In a bitter and recriminating nomination contest that would eventually metastasize into a very un Carteresque explosion of bravado, the President would snarl right before the Iowa caucuses, "I’ll whip his ass." Carter would in fact dust off his rival before the convention in delegates but Kennedy also proclaimed he would take his fight to the convention and make a play for the Carter delegates. Does this sound familiar? As a political junkie already in full flower I knew better than anyone, including my friends and fellow activists that Carter was done in the general election even before his convention nomination acceptance speech. Sitting Presidents getting serious challenges within their own party for the nomination lose in the general. Period. The precedent goes all the way back to Franklin Pierce. More recently you can find examples in George H.W. Bush in 1992, Gerald Ford in 1976 and Lyndon Johnson in 1968.
The moment that still makes me enraged whenever I am reminded of it is the scene of President Carter on the podium with his wife Roselyn moments after he finished his nomination speech. There they were waiting for Ted Kennedy to emerge on the podium so that in a sign of unity and strength they would shake hands and appear side by side to show not only the convention, but the then vast television audience how bygones were bygones and they would unite to defeat the common enemy, Ronald Reagan. Instead what the world witnessed was a stubborn and bitter defeated rival whose arrogance would not permit him to be anything else but a crass boor as he refused to shake hand with Carter as he appeared. For a painful four or five minutes Democrats were subjected to a nauseating validation of what Kennedy was as Carter literally chased, and I mean chased, Kennedy around the podium to no avail as Kennedy grinned, waved and kept moving with his back to Carter as he desperately tried to get Kennedy to shake his hand and stand shoulder to shoulder in solidarity. It was all I could do to refrain from kicking my tv set in. As I sat and seethed with anger and finally despair I finally accepted the fact the world would be subjected to an empty headed buffoon who would treat the Presidency as an episode of Marcus Welby, M.D. whose idea of solutions to our problems would be bromides and vacant smiles about how great America was. Later I sat on my couch and literally cried. It was a horrible election season and even now as I type this it still reverberates in my being. Yes, I know all about the perfect storm of events and actions that met President Carter at the moment that included the Iranian crisis, energy crisis and inflationary pressures on the economy. But sitting Presidents are still difficult to beat. President Carter probably was destined to lose anyway, but it was made a certainty by Kennedy and his hubris about who he was, who his brothers were and the legacy he represented that would harden a nation against thinking about President Carter for a second term.

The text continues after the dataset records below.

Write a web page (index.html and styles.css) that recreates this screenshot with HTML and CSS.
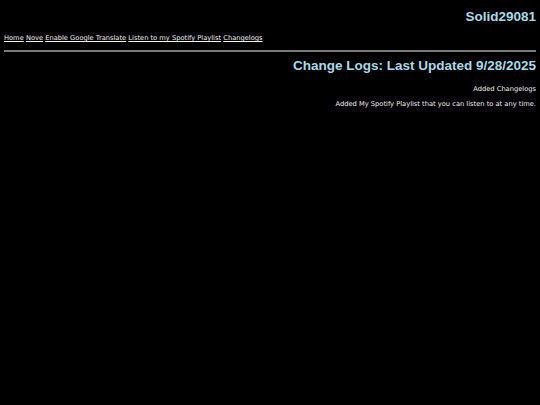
FILE: index.html
```html
<!DOCTYPE html>
<html lang="en">
<head>
<meta charset="utf-8">
<title>Solid29081</title>
<link rel="stylesheet" href="styles.css">
</head>
<body>
<header class="site-header">
  <h1 class="site-title">Solid29081</h1>
  <nav class="site-nav">
    <a href="#">Home</a> <a href="#">Nove</a> <a href="#">Enable Google Translate</a> <a href="#">Listen to my Spotify Playlist</a> <a href="#">Changelogs</a>
  </nav>
  <hr class="divider">
</header>
<main class="changelog">
  <h2 class="changelog-title">Change Logs: Last Updated 9/28/2025</h2>
  <p class="entry entry-first">Added Changelogs</p>
  <p class="entry">Added My Spotify Playlist that you can listen to at any time.</p>
</main>
</body>
</html>
```

FILE: styles.css
```css
html, body {
  background: #000;
}
body {
  margin: 4px;
  color: #f2f2f2;
  font-family: "DejaVu Sans", Verdana, sans-serif;
  font-size: 6.7px;
}
.site-title,
.changelog-title {
  font-family: "Liberation Sans", Arial, sans-serif;
  font-weight: bold;
  font-size: 13.5px;
  line-height: 16px;
  color: #add8e6;
  text-align: right;
}
.site-title {
  margin: 5px 0 0;
}
.site-nav {
  margin-top: 9px;
  line-height: 8px;
}
.site-nav a {
  color: #f2f2f2;
  text-decoration: underline;
}
.divider {
  margin: 8px 0 0;
  border: 0;
  height: 2px;
  background: #7a7a7a;
}
.changelog-title {
  margin: 6px 0 0;
}
.entry {
  margin: 6.5px 0 0;
  line-height: 8px;
  text-align: right;
}
.entry-first {
  margin-top: 11px;
}
```
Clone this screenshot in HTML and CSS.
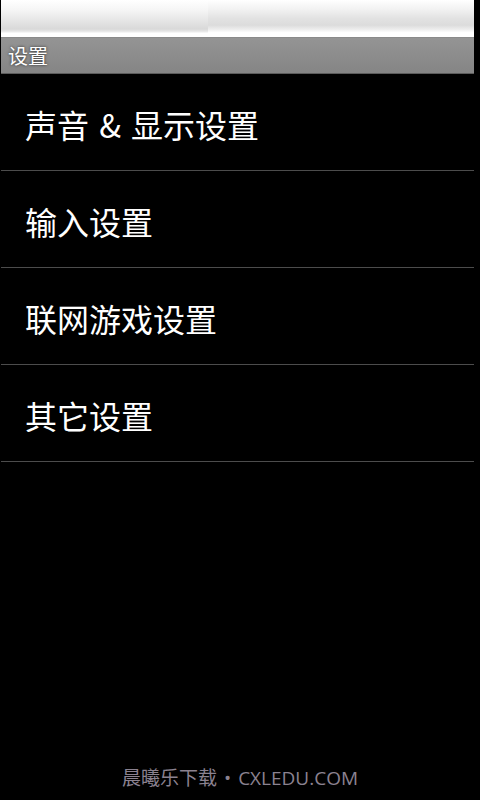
FILE: index.html
```html
<!DOCTYPE html>
<html lang="zh">
<head>
<meta charset="utf-8">
<title>设置</title>
<link rel="stylesheet" href="styles.css">
</head>
<body>
<div class="screen">
  <div class="statusbar">
    <div class="sb-left"></div>
    <div class="sb-right"></div>
  </div>
  <div class="titlebar"><span class="title">设置</span></div>
  <ul class="menu">
    <li class="item">声音 &amp; 显示设置</li>
    <li class="item">输入设置</li>
    <li class="item">联网游戏设置</li>
    <li class="item">其它设置</li>
  </ul>
</div>
<div class="watermark">晨曦乐下载<span class="dot">•</span>CXLEDU.COM</div>
</body>
</html>
```
FILE: styles.css
```css
html, body {
  margin: 0;
  padding: 0;
  background: #000;
  width: 480px;
  height: 800px;
  overflow: hidden;
  font-family: "Noto Sans CJK SC", "Noto Sans", sans-serif;
}
body {
  position: relative;
}
.screen {
  margin-left: 1px;
  width: 473px;
}
.statusbar {
  display: flex;
  height: 37px;
}
.sb-left {
  width: 207px;
  background: linear-gradient(#ffffff 0%, #f6f6f6 25%, #e6e6e6 55%, #d9d9d9 78%, #e4e4e4 84%, #ffffff 90%, #ffffff 100%);
}
.sb-right {
  flex: 1;
  background: linear-gradient(#ffffff 0%, #f2f2f2 25%, #e2e2e2 50%, #dcdcdc 68%, #eeeeee 80%, #ffffff 88%, #ffffff 100%);
}
.titlebar {
  height: 35px;
  background: linear-gradient(#949494, #858585);
  border-top: 1px solid #8a8a8a;
  border-bottom: 1px solid #5c5c5c;
  display: flex;
  align-items: center;
  padding-left: 7px;
}
.title {
  color: #fff;
  font-size: 20px;
  line-height: 1;
  text-shadow: 0 0 3px rgba(0, 0, 0, 0.75);
}
.menu {
  list-style: none;
  margin: 0;
  padding: 0;
}
.item {
  height: 93px;
  padding-top: 3px;
  border-bottom: 1px solid #4c4c4c;
  display: flex;
  align-items: center;
  padding-left: 24px;
  color: #fff;
  font-size: 32px;
  line-height: 1;
  word-spacing: 3px;
}
.watermark {
  position: absolute;
  left: 0;
  right: 0;
  top: 766px;
  text-align: center;
  color: #8b8290;
  font-family: "Open Sans", "Noto Sans CJK SC", sans-serif;
  font-size: 19px;
  line-height: 24px;
}
.dot {
  margin: 0 7px;
}
```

Here is a video that covers Kennedy at the 1980 convention that does not show that horrible moment at the end but it eludes to the instance in question and how the networks played it up. The second video is about Kennedy’s Chappaquiddick affair and how he mishandled it as an issue during the campaign. I never thought badly of him when he emerged from the affair but I always felt politically it was too damaging for him to overcome in a national contest.
Over the years I’ve appreciated his work and tireless perseverance for the liberal causes that are near and dear to my heart. But that doesn’t and it never will make it right in my eyes for what he did in 1980. I do hope he has a full recovery to continue his work and support for Barack Obama. The bitterness of the pill he served me in 1980 might taste a little less bitter with an Obama victory.